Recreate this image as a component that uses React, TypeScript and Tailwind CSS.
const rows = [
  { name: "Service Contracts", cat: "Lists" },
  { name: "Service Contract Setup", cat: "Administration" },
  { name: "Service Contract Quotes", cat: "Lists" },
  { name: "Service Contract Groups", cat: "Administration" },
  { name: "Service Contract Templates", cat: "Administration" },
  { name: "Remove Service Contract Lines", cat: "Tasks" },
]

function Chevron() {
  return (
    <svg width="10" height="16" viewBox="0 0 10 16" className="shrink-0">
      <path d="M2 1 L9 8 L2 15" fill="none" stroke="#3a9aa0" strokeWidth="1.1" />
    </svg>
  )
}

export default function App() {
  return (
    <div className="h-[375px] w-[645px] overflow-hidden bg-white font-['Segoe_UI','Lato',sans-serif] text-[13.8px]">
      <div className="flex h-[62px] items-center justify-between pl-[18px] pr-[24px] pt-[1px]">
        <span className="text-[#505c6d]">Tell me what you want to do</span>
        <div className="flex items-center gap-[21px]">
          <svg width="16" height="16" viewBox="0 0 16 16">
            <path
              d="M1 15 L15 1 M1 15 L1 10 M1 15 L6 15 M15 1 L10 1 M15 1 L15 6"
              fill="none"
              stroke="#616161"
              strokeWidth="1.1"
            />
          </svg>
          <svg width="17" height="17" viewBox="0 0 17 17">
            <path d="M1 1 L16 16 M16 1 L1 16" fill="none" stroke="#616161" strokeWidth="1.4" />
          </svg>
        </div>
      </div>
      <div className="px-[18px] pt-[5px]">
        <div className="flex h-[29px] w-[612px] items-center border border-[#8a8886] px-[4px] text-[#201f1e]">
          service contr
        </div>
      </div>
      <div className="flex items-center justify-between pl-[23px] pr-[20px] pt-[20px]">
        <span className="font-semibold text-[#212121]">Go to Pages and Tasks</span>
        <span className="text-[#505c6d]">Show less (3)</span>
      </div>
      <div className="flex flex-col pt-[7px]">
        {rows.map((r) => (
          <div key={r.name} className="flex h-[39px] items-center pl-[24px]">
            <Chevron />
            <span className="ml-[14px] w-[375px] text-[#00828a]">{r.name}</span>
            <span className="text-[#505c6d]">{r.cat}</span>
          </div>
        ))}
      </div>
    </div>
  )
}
============================================================
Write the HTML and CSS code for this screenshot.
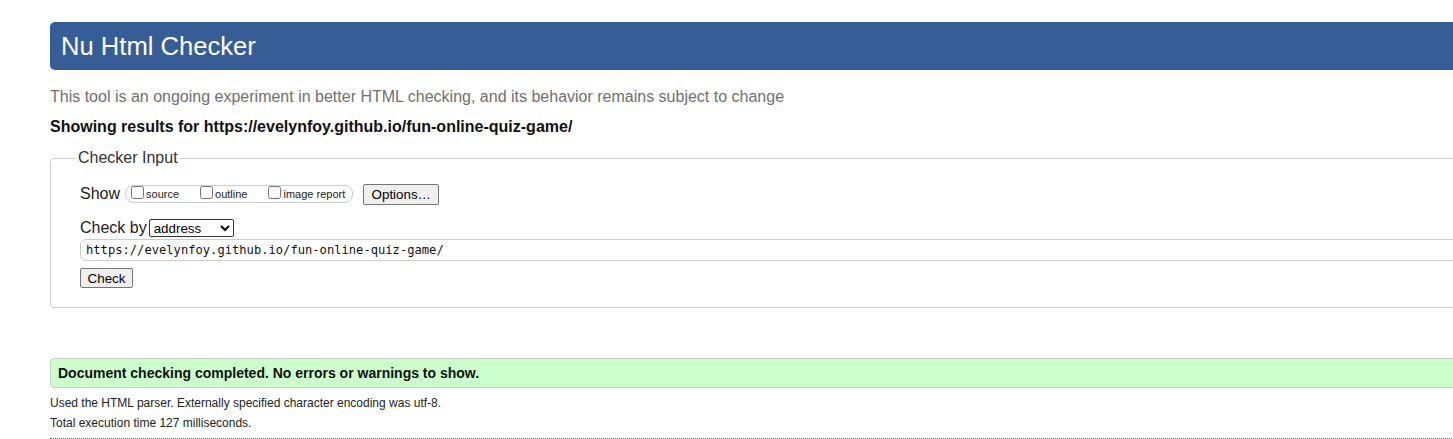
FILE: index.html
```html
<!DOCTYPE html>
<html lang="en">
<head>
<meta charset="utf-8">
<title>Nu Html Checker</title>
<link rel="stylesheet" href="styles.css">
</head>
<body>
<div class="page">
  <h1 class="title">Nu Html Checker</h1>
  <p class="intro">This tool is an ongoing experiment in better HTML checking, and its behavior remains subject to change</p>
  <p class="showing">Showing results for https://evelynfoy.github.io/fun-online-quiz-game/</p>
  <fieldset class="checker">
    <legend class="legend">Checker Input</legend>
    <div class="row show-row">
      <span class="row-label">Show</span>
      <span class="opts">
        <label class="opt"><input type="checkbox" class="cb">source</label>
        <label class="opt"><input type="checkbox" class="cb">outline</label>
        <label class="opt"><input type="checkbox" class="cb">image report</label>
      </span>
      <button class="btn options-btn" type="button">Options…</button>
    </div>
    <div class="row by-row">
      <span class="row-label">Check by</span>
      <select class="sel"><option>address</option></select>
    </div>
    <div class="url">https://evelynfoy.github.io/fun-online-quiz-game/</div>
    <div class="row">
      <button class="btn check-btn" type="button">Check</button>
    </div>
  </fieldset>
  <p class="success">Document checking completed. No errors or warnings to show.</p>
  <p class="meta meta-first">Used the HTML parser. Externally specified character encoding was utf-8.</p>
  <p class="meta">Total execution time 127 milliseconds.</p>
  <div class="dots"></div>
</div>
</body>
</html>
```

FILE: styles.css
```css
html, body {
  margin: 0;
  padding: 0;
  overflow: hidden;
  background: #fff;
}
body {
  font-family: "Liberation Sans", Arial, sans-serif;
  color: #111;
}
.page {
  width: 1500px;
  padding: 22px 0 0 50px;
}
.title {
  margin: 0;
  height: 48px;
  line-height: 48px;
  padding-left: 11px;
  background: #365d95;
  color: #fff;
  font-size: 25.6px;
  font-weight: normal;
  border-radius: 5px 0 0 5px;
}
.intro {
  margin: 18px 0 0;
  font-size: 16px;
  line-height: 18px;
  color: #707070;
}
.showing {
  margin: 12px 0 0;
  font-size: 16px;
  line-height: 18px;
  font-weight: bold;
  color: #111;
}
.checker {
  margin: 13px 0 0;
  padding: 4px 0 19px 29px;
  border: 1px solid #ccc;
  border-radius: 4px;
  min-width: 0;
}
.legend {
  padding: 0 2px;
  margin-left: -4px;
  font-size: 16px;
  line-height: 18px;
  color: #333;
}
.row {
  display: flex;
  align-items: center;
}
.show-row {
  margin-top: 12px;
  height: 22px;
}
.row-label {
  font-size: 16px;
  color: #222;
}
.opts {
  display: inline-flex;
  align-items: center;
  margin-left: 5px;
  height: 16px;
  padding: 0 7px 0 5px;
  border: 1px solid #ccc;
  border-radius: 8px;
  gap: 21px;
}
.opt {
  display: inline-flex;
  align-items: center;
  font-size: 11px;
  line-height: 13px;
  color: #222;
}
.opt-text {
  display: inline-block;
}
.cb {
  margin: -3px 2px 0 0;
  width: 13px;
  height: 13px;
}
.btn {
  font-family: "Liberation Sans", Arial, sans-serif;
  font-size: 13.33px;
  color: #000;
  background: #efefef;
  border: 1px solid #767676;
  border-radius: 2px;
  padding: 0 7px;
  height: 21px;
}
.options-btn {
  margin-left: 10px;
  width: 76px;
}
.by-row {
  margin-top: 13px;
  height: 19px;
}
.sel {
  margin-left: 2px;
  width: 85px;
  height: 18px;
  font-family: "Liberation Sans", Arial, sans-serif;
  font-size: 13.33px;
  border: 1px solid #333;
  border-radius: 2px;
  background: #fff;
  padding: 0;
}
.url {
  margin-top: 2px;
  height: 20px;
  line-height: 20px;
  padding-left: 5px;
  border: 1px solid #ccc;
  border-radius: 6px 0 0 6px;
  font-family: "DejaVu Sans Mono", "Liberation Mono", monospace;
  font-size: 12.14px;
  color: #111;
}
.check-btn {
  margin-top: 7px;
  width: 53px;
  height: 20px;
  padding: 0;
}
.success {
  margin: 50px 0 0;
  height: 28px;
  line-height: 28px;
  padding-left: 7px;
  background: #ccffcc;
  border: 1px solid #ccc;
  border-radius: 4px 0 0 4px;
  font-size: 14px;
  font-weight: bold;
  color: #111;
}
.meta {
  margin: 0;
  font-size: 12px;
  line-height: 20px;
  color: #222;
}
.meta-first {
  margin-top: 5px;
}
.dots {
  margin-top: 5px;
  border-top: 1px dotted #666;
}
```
============================================================
▶ _STATED EXERCISE_
Your task is to gather all lines from the entries above that hold the word "image".

▶ _RESPONSE TO THIS TASK_
Recreate this image as a component that uses React, TypeScript and Tailwind CSS.
        <label class="opt"><input type="checkbox" class="cb">image report</label>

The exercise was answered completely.